Do not compare mismatched whites side by side
Direct screen-to-print comparison across different whites is misleading, so if you keep D65 for screen-first work, judge prints under proper print lighting instead of holding them next to a bright monitor. The same logic applies to dual-monitor desks: if one display is much cooler or brighter, it can make the other one look wrong even when both are technically fine.
How to Calibrate Without Chasing the Wrong Problem
Set white point before final brightness
White-point adjustment should come before final brightness tuning, using the monitor’s RGB or white-point controls in the OSD rather than guessing from a software slider alone. On a gaming monitor, that usually means disabling blue-light presets, setting the desired color temperature mode, then using the custom RGB controls only if the calibration software asks for it.
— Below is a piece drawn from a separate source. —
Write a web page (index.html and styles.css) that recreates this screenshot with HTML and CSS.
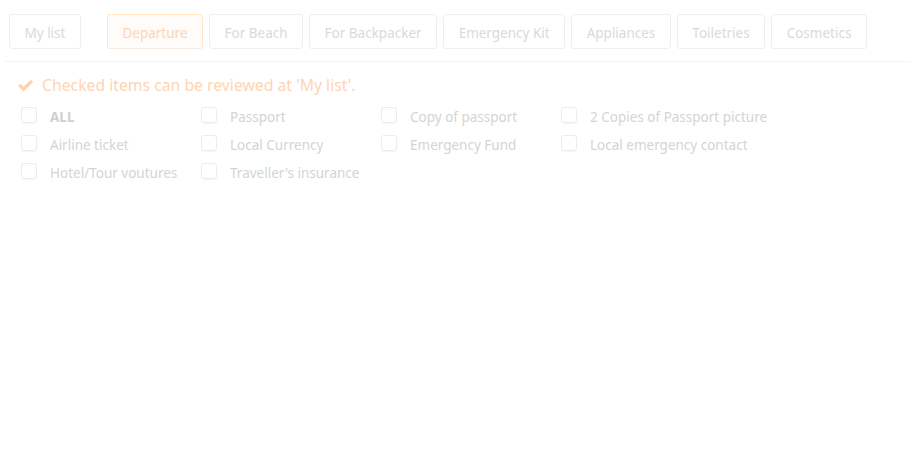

Measure the room the right way
Ambient readings only help if the meter is placed correctly, which means next to the display with the diffuser facing up, not pointed at the screen. If your wall paint, LED strip lights, or desk mat are strongly colored, the measured result can be misleading, and at that point visual comfort becomes a better tie-breaker than blindly following a target number.
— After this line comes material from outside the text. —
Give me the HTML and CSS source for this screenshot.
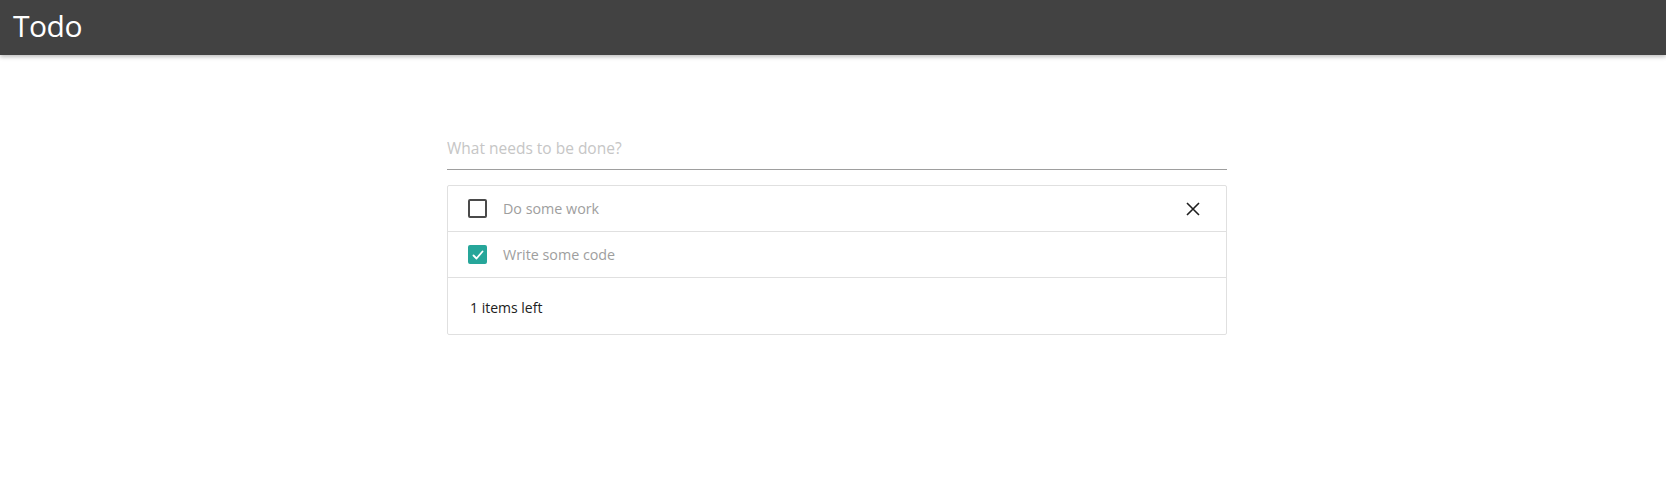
FILE: index.html
```html
<!DOCTYPE html>
<html lang="en">
<head>
<meta charset="utf-8">
<title>Todo</title>
<link rel="stylesheet" href="styles.css">
</head>
<body>
<header class="app-bar">
  <h1 class="app-title">Todo</h1>
</header>
<main class="main">
  <section class="todo">
    <input class="new-todo" type="text" placeholder="What needs to be done?">
    <ul class="todo-list">
      <li class="todo-item">
        <span class="check"></span>
        <span class="todo-text">Do some work</span>
        <button class="remove" aria-label="Remove">
          <svg width="14" height="14" viewBox="0 0 14 14"><path d="M1 1 L13 13 M13 1 L1 13" stroke="#1f1f1f" stroke-width="1.6" fill="none"/></svg>
        </button>
      </li>
      <li class="todo-item">
        <span class="check checked">
          <svg width="14" height="14" viewBox="0 0 14 14"><path d="M2.5 7.5 L5.5 10.5 L11.5 3.5" stroke="#fff" stroke-width="1.8" fill="none" stroke-linecap="round" stroke-linejoin="round"/></svg>
        </span>
        <span class="todo-text">Write some code</span>
      </li>
      <li class="todo-footer">1 items left</li>
    </ul>
  </section>
</main>
</body>
</html>
```
FILE: styles.css
```css
* { box-sizing: border-box; }
html, body { margin: 0; padding: 0; background: #fff; }
body { font-family: "Open Sans", "Noto Sans", sans-serif; color: #212121; }

.app-bar {
  height: 55px;
  background: #424242;
  box-shadow: 0 2px 4px rgba(0,0,0,0.25);
  display: flex;
  align-items: center;
  padding-left: 13px;
}
.app-title {
  margin: 0;
  color: #fff;
  font-weight: 400;
  font-size: 30px;
  letter-spacing: -0.5px;
  line-height: 1;
  padding-bottom: 4px;
}

.main { padding: 67px 0 0 8px; }
.todo { width: 780px; margin: 0 auto; }

.new-todo {
  display: block;
  width: 100%;
  height: 48px;
  border: none;
  border-bottom: 1px solid #9e9e9e;
  outline: none;
  padding: 4px 0 0 0;
  font-family: inherit;
  font-size: 15.5px;
  color: #212121;
  margin: 0 0 15px 0;
}
.new-todo::placeholder { color: #c6c6c6; }

.todo-list {
  list-style: none;
  margin: 0;
  padding: 0;
  border: 1px solid #e0e0e0;
  border-radius: 2px;
}
.todo-item {
  height: 46px;
  border-bottom: 1px solid #e0e0e0;
  display: flex;
  align-items: center;
  padding: 0 26px 0 20px;
}
.check {
  width: 19px;
  height: 19px;
  border: 2px solid #4a4a4a;
  border-radius: 2px;
  display: flex;
  align-items: center;
  justify-content: center;
  flex: none;
}
.check.checked { background: #26a69a; border-color: #26a69a; }
.todo-text {
  margin-left: 16px;
  font-size: 14.3px;
  color: #9e9e9e;
  flex: 1;
}
.remove {
  border: none;
  background: none;
  padding: 0;
  width: 14px;
  height: 14px;
  display: flex;
  cursor: pointer;
}
.todo-footer {
  height: 56px;
  display: flex;
  align-items: center;
  padding-left: 22px;
  padding-top: 2px;
  font-size: 14px;
  color: #212121;
}
```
Verify with a simple white-detail check
A near-white visibility test can catch bad contrast settings, and on a well-adjusted monitor the brightest steps should still separate instead of clipping into one flat patch. This matters on gaming monitors especially, because aggressive contrast presets can make a display look punchy in the store while crushing the subtle near-white detail you need for calibration and image work.
FAQ
Q: Why does D65 look yellow on my new gaming monitor?
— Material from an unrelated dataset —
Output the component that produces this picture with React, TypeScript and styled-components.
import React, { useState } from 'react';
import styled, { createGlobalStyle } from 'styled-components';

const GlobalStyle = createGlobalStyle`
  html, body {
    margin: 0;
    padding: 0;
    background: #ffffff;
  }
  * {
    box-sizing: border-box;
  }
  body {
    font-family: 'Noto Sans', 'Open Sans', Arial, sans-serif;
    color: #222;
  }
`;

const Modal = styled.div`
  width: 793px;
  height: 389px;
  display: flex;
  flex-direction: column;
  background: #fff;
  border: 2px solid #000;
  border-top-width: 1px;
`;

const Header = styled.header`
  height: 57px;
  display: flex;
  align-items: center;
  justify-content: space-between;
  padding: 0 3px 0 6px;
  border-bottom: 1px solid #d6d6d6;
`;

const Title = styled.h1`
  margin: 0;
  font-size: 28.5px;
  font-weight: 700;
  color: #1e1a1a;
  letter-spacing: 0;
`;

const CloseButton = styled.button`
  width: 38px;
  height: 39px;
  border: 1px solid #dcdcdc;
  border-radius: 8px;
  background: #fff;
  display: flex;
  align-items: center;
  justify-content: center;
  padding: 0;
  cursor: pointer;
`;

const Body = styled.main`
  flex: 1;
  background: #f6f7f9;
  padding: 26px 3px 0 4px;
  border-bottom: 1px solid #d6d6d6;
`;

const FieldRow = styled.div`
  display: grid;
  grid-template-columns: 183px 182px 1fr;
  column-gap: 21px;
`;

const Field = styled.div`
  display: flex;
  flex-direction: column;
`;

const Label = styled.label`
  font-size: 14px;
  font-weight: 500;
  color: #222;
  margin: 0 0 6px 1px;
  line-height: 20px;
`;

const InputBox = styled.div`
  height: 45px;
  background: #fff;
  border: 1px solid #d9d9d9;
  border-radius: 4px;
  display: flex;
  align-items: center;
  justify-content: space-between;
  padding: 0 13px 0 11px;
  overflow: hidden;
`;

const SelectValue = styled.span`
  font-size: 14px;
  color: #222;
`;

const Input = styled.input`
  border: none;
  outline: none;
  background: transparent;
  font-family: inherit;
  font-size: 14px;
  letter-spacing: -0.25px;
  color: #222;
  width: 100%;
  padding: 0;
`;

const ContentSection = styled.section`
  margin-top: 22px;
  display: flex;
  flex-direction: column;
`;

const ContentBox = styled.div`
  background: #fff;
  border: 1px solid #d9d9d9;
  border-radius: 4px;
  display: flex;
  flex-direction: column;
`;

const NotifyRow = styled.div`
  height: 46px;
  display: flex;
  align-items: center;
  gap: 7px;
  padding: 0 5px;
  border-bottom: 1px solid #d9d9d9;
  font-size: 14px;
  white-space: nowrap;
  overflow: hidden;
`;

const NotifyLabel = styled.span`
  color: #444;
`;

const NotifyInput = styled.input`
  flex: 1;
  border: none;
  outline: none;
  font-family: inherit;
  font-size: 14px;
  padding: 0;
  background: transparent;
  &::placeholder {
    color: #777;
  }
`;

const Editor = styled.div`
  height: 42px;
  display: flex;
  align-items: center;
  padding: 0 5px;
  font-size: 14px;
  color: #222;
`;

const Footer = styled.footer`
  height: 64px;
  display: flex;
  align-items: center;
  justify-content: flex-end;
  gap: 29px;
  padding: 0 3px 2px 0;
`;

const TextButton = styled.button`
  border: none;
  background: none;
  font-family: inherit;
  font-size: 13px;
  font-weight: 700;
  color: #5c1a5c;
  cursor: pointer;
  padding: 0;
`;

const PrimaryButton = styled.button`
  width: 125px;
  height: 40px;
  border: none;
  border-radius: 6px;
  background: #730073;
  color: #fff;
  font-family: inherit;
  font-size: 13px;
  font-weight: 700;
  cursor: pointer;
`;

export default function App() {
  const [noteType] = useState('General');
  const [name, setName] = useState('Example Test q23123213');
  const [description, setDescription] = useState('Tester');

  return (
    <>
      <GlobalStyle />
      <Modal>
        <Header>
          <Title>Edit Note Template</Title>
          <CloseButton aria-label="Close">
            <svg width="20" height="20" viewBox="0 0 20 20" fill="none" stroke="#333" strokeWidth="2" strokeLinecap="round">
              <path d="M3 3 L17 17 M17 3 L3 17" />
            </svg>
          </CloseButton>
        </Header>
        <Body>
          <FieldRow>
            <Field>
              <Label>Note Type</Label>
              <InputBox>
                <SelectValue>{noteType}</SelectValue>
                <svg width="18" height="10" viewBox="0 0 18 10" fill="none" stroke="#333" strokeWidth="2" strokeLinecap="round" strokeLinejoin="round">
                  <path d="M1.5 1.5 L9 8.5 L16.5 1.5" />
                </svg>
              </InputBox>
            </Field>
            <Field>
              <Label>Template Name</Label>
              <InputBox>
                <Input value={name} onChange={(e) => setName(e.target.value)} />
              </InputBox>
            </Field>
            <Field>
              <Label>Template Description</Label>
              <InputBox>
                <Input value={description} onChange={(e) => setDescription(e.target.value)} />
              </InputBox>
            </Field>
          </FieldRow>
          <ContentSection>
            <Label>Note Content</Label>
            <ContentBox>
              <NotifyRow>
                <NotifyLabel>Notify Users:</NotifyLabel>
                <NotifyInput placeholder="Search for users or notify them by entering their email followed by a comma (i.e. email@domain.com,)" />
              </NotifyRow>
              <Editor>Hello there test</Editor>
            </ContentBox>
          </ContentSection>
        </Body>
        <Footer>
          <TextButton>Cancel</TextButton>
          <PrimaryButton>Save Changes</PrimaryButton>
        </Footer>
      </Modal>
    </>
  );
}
A: A true D65 white can look yellow if you were used to a cooler panel, if the room light is cooler than the screen, or if the OS is adding a tint. Check your previous monitor habits, room lighting, a night mode or blue-light features, and app-level color management before changing the calibration target.
Q: Should my gaming monitor and portable monitor use the same white point?
A: Matching white point makes the most sense when displays are used in the same viewing condition. If a portable monitor moves between hotel rooms, offices, and home, repeatability may matter more than forcing it to match the desktop screen perfectly.
Q: Do I need D50 if I sometimes print?
A: D50 is most useful when print evaluation happens under D50 viewing light. If your real work is mostly web, gaming, store listings, or screen-first content, D65 is usually the better default and proper print lighting matters more than forcing every screen to D50.
Practical Next Steps
A stable monitor setup usually comes from controlling the room first, then choosing the white point that matches the job, then dialing in brightness and verification. Use this checklist before you blame a new panel.
- Warm the monitor up for at least 30 minutes before calibrating.
- Turn off a night mode, blue-light filters, HDR experiments, and app-level color tweaks before testing white point.
- Start at D65 for gaming, web, and general display work; use D50 only when you also control print-viewing light.
- Set brightness close to the room instead of leaving the screen at showroom intensity.
- If the room is very warm or very dim, fix the lighting before forcing the monitor into an extreme target.
- Verify near-white detail after calibration so bright highlights do not clip away.
- Recheck the setup at the time of day you actually use the monitor most.